Did you ask your husband why he thought it wasn’t a good idea?

I can’t see any possible objection to this even if your daughter was physically able to do her laundry with no problem. Doing laundry is hardly part of the academic experience so it’s just hiring somebody to do a job. Back when I was in school, it was common to pay other students to type up your papers for you (this was back before word processors were common). Or if I paid some neighbourhood kid to mow my lawn.

The only problem I can see with it would be a weird situation where if, say, I had a disabled roommate who offered to pay me to do their laundry, I would pretty much feel honor-bound to offer to do it for free, and grow to resent it. Because “roommate” is closer to “friend” than “business associate” and for me, at least, one does not do business with friends. One may exchange favors, but you never reduce it to dollars and cents. I know you didn’t say anything about roommates, but I want to preemptively say I think it’s a good idea not to start there, even though it may seem obvious. The student should be someone she has some distance from.

When I was looking for a local dry cleaner a couple of months ago, I stumbled onto a website for a service that does laundry for students. Apparently it’s not very uncommon for kids not to do their own laundry, so it’s hard to think of it as weird or tacky when there are really businesses centered around the idea.

There’s nothing wrong with that at all. I actually have a friend who’s disabled and can’t really do laundry on his own without encountering a lot of problems. So he just hired a friend of his to do his laundry. Both parties are happy. My friend gets his laundry done, neatly folded and put away for him, and his friend gets some extra cash as pocket money.

I wish someone would have paid me to do their laundry in college! I really could have used the money!

Well, here’s how I see it. College kids (in general) need a little extra money. The work is not hard or demanding (heck, I would do it for some friends here at this school for free, but I don’t live on campus) and the situation deems that something needs to be done.

I think a quick call to the “Office of Whoever deals with disabled/handicap students” would possibly help. The people at ours are pretty awesome. They are there to help, so use it if needed.

Brendon Small

I wouldn’t see anything exploitative or wrong.

And $20/week is great. One of my friends didn’t feel like doing laundry one week and paid me $5 to do the laundry and fold it up for him. $20/a week sounds great. Although, as has been mentioned, the college probably should be making some accomodations for this sort of thing.

I’m a college student, and I would jump at the chance to do that for $20 a week. Heck, I’d do it for the warm fuzzy feeling and the chance to get to know someone, especially if she were my neighbor. I’ll bet someone near her will be thrilled to throw your daughter’s laundry in with their own and get paid for it.

$20 a week would have paid for at least one nights worth of fun in the dorms for me. I would want to do it for free for a handicapped friend, but would probably be overcome by poverty and settle on $10 or $15 a week. Besides, I use to drive all of the handicapped people all around our campus on a specially designed van. I probably would have been giving her rides everywhere anyways.
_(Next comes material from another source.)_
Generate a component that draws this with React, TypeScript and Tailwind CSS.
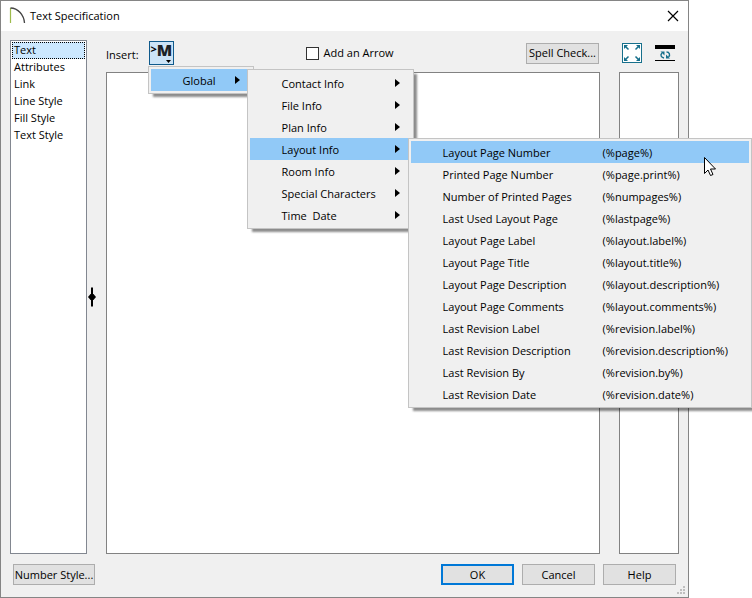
import React from "react";
import { clsx } from "clsx";

const SECTIONS = ["Text", "Attributes", "Link", "Line Style", "Fill Style", "Text Style"];

const CATEGORIES = [
  "Contact Info",
  "File Info",
  "Plan Info",
  "Layout Info",
  "Room Info",
  "Special Characters",
  "Time  Date",
];

const LAYOUT_MACROS = [
  { label: "Layout Page Number", macro: "(%page%)" },
  { label: "Printed Page Number", macro: "(%page.print%)" },
  { label: "Number of Printed Pages", macro: "(%numpages%)" },
  { label: "Last Used Layout Page", macro: "(%lastpage%)" },
  { label: "Layout Page Label", macro: "(%layout.label%)" },
  { label: "Layout Page Title", macro: "(%layout.title%)" },
  { label: "Layout Page Description", macro: "(%layout.description%)" },
  { label: "Layout Page Comments", macro: "(%layout.comments%)" },
  { label: "Last Revision Label", macro: "(%revision.label%)" },
  { label: "Last Revision Description", macro: "(%revision.description%)" },
  { label: "Last Revision By", macro: "(%revision.by%)" },
  { label: "Last Revision Date", macro: "(%revision.date%)" },
];

const MENU =
  "absolute border border-[#c4c4c4] bg-[#f0f0f0] p-[2px] shadow-[4px_4px_2px_-1px_rgba(0,0,0,0.45)]";

function SubmenuArrow() {
  return (
    <svg className="h-2 w-[5px]" viewBox="0 0 5 8" aria-hidden="true">
      <path d="M0 0L5 4L0 8Z" fill="#000" />
    </svg>
  );
}

function LayoutMacroMenu() {
  return (
    <ul role="menu" aria-label="Layout Info" className={clsx(MENU, "top-0 left-[158px] w-[344px]")}>
      {LAYOUT_MACROS.map((item, i) => (
        <li key={item.macro} role="none">
          <button
            role="menuitem"
            className={clsx(
              "grid h-[22px] w-full grid-cols-[160px_1fr] items-center pt-px pl-8 text-left whitespace-nowrap",
              i === 0 && "bg-[#91c9f7]"
            )}
          >
            <span>{item.label}</span>
            <span>{item.macro}</span>
          </button>
        </li>
      ))}
    </ul>
  );
}

function CategoryMenu() {
  return (
    <ul role="menu" aria-label="Global" className={clsx(MENU, "top-0 left-24 w-[167px]")}>
      {CATEGORIES.map((name) => {
        const open = name === "Layout Info";
        return (
          <li key={name} role="none" className="relative">
            <button
              role="menuitem"
              aria-haspopup="menu"
              aria-expanded={open}
              className={clsx(
                "flex h-[22px] w-full items-center justify-between pr-[11px] pl-8 whitespace-pre",
                open && "bg-[#91c9f7]"
              )}
            >
              <span className="pt-px">{name}</span>
              <SubmenuArrow />
            </button>
            {open && <LayoutMacroMenu />}
          </li>
        );
      })}
    </ul>
  );
}

function InsertMacro() {
  return (
    <div className="relative z-10 ml-[10px]">
      <button
        aria-label="Insert macro"
        className="relative flex h-6 w-[25px] items-start border border-[#0f5a8c] bg-[#cce4f7] pl-px"
      >
        <span className="text-[11px] leading-[14px] font-bold">&gt;</span>
        <span className="text-base leading-4 font-extrabold text-[#1b2226]">M</span>
        <svg className="absolute right-[2px] bottom-px h-[3px] w-[5px]" viewBox="0 0 5 3" aria-hidden="true">
          <path d="M0 0H5L2.500 3Z" fill="#000" />
        </svg>
      </button>
      <ul role="menu" aria-label="Insert" className={clsx(MENU, "top-[25px] -left-px w-[106px]")}>
        <li role="none" className="relative">
          <button
            role="menuitem"
            aria-haspopup="menu"
            aria-expanded={true}
            className="flex h-[22px] w-full items-center justify-between bg-[#91c9f7] pr-[11px] pl-8"
          >
            <span className="pt-px">Global</span>
            <SubmenuArrow />
          </button>
          <CategoryMenu />
        </li>
      </ul>
    </div>
  );
}

function DialogButton({
  children,
  primary,
  className,
}: {
  children: React.ReactNode;
  primary?: boolean;
  className?: string;
}) {
  return (
    <button
      className={clsx(
        "h-[21px] bg-[#e1e1e1] leading-4 whitespace-nowrap",
        primary ? "border-2 border-[#0078d7]" : "border border-[#adadad]",
        className
      )}
    >
      {children}
    </button>
  );
}

export default function App() {
  return (
    <div className="relative min-h-screen overflow-hidden bg-white pr-[63px] font-['Open_Sans','Noto_Sans',sans-serif] text-[11px] leading-4 text-black">
      <div
        role="dialog"
        aria-label="Text Specification"
        className="flex min-h-screen flex-col border border-[#858585] bg-[#f0f0f0]"
      >
        <header className="flex h-[30px] items-center bg-white pr-[9px] pl-2">
          <svg className="h-[18px] w-[18px]" viewBox="0 0 18 18" aria-hidden="true">
            <path d="M1.500 1V16" stroke="#9dbb4c" strokeWidth="1.200" />
            <path d="M1.500 1C9 1 15 8 15.500 16" fill="none" stroke="#444" strokeWidth="1.300" />
          </svg>
          <h1 className="ml-[3px] grow">Text Specification</h1>
          <button aria-label="Close">
            <svg className="h-3 w-3" viewBox="0 0 12 12" aria-hidden="true">
              <path d="M1 1L11 11M11 1L1 11" stroke="#000" strokeWidth="1.200" />
            </svg>
          </button>
        </header>

        <div className="flex grow px-[9px] pt-[9px]">
          <ul role="listbox" aria-label="Pages" className="w-[77px] border border-[#828790] bg-white p-px">
            {SECTIONS.map((name, i) => (
              <li
                key={name}
                role="option"
                aria-selected={i === 0}
                className={clsx(
                  "h-[17px] border border-dotted pl-px leading-[13px]",
                  i === 0 ? "border-black bg-[#cce8ff]" : "border-transparent"
                )}
              >
                {name}
              </li>
            ))}
          </ul>

          <div role="separator" aria-orientation="vertical" className="flex w-[19px] items-center pl-px">
            <svg className="h-5 w-2" viewBox="0 0 8 20" aria-hidden="true">
              <path d="M4 0.500V19.500" stroke="#000" strokeWidth="2" />
              <path d="M0 10L2.500 7H5.500L8 10L5.500 13H2.500Z" fill="#000" />
            </svg>
          </div>

          <div className="flex grow flex-col">
            <div className="flex h-8 items-start pt-px">
              <div className="flex grow items-center">
                <span className="pt-1">Insert:</span>
                <InsertMacro />
                <label className="ml-[132px] flex items-center gap-[5px]">
                  <input
                    type="checkbox"
                    className="h-[13px] w-[13px] appearance-none border border-[#333] bg-white"
                  />
                  Add an Arrow
                </label>
                <DialogButton className="ml-auto w-[73px]">Spell Check...</DialogButton>
              </div>
              <div className="flex w-20 items-start gap-[13px] pt-[2px] pl-[23px]">
                <button aria-label="Fill window">
                  <svg className="block h-5 w-5" viewBox="0 0 20 20" aria-hidden="true">
                    <rect x="0.500" y="0.500" width="19" height="19" fill="#fff" stroke="#17708c" />
                    <path
                      d="M2 2H6L2 6ZM18 2V6L14 2ZM2 18V14L6 18ZM18 18H14L18 14Z"
                      fill="#17708c"
                    />
                    <path
                      d="M3 3L6.500 6.500M17 3L13.500 6.500M3 17L6.500 13.500M17 17L13.500 13.500"
                      stroke="#17708c"
                      strokeWidth="1.500"
                    />
                  </svg>
                </button>
                <button aria-label="Reverse colors" className="pt-[2px]">
                  <svg className="block h-4 w-5" viewBox="0 0 20 16" aria-hidden="true">
                    <path d="M0 2H20" stroke="#000" strokeWidth="4" />
                    <path d="M0 15.500H20" stroke="#000" />
                    <path
                      d="M9 13C6 12.500 5 10 7 8M11.500 7C14.500 7 15.500 10 13.500 12"
                      fill="none"
                      stroke="#17708c"
                      strokeWidth="1.400"
                    />
                    <path d="M5.500 6.500H9.500V10.500ZM15 13.500H11V9.500Z" fill="#17708c" />
                  </svg>
                </button>
              </div>
            </div>
            <div className="flex grow gap-[19px]">
              <textarea
                aria-label="Text"
                className="grow resize-none border border-[#828282] bg-white outline-none"
              />
              <div className="w-[60px] border border-[#828282] bg-white" />
            </div>
          </div>
        </div>

        <footer className="relative flex gap-2 pt-[10px] pr-3 pb-3 pl-3">
          <DialogButton className="mr-auto w-[82px]">Number Style...</DialogButton>
          <DialogButton primary className="w-[73px]">
            OK
          </DialogButton>
          <DialogButton className="w-[73px]">Cancel</DialogButton>
          <DialogButton className="w-[73px]">Help</DialogButton>
          <svg
            className="absolute right-[2px] bottom-[2px] h-[9px] w-[9px]"
            viewBox="0 0 9 9"
            aria-hidden="true"
          >
            <path
              d="M6 0h2v2h-2zM3 3h2v2h-2zM6 3h2v2h-2zM0 6h2v2h-2zM3 6h2v2h-2zM6 6h2v2h-2z"
              fill="#bfbfbf"
            />
          </svg>
        </footer>
      </div>

      {/* mouse pointer */}
      <svg className="absolute top-[157px] left-[704px] z-20 h-5 w-3" viewBox="0 0 12 20" aria-hidden="true">
        <path
          d="M0.500 0.500V16.500L4 13L6.500 18.500L9 17.500L6.500 12H11.500Z"
          fill="#fff"
          stroke="#000"
        />
      </svg>
    </div>
  );
}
She has a physical limitation, and is making up for that on her own terms. I see nothing wrong with that. Now, if she were being taken advantage of in any way, I’m sure the culprit would be forced to deal with several very angry dorm mates.
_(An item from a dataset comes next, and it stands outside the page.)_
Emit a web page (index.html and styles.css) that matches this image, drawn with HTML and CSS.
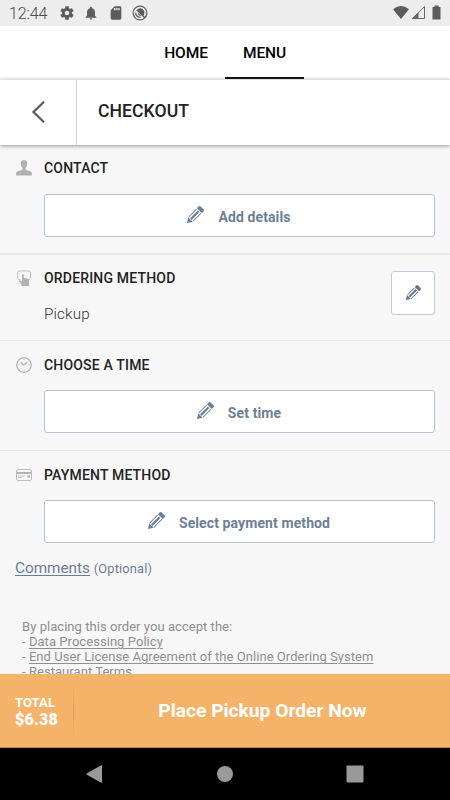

Could it be that your husband feels that your daughter is being taken advantage of financially? Might he think that there is some sort of dependence involved that he doesn’t approve of?

Wow – thanks for all the responses. I called my daughter just a few minutes ago, to let her know that the Dopers say her idea is in the clear. It turns out she’s already found someone. She went to dinner with some friends last night and mentioned the idea to them. All her friends volunteered to do it for free (we had anticipated this and Doe had already decided what to say). She said, “Nope – it’s too big a job and too ongoing for me to ask anyone to do it as a favor. The only way I’ll take the help is if I can pay for it.” And one of her friends, who is chronically short of funds, said she’d be happy to do it.

Doe is really excited about it – she knows the girl very well (they were next door neighbors last year), and trusts her, so no weirdness there. And, she knows that the $80 a month will come in really handy for this girl – Cory works in the summer and during vacations and saves her money and that is all the spending money she really has for the school year.

To respond to a few of the other posts: Doe would not consider making this an accomodation issue. She goes to a very small woman’s college and she is their first physically disabled live-in student (there have been a few others, but they all lived off-campus). They have been very helpful about accessibility – and there are some things (ramps, auto-opening doors, a single room with access to a handicapped shower) that she has had to ask for. For other things she prefers to find her own solution, realizing that in ‘real life’ (which is what college is preparing her for) that is what she will have to do.

I am proud of her for coming up with this plan. She has always had a tendancy to try to Do It All and refuse help, even when it was really needed. Living alone has taught her that she has to prioritize what she spends her energy on. Last year laundry took her 3 hours or more (with all the walking back and forth) and left her exhausted for the rest of the day. That’s a silly use of her time and energy, when she can just pay someone to do it for her. This year, especially, she needs to be mindful of taking care of herself. She is taking 5 classes, one with an honors variance; and working as a research assistant for one (and, possibly, two) professors.

Oh, and it turns out that my husband was just objecting to the idea that she might post some flyers on campus looking for a laundress – he didn’t think that was a good idea. He’s fine with the plan otherwise.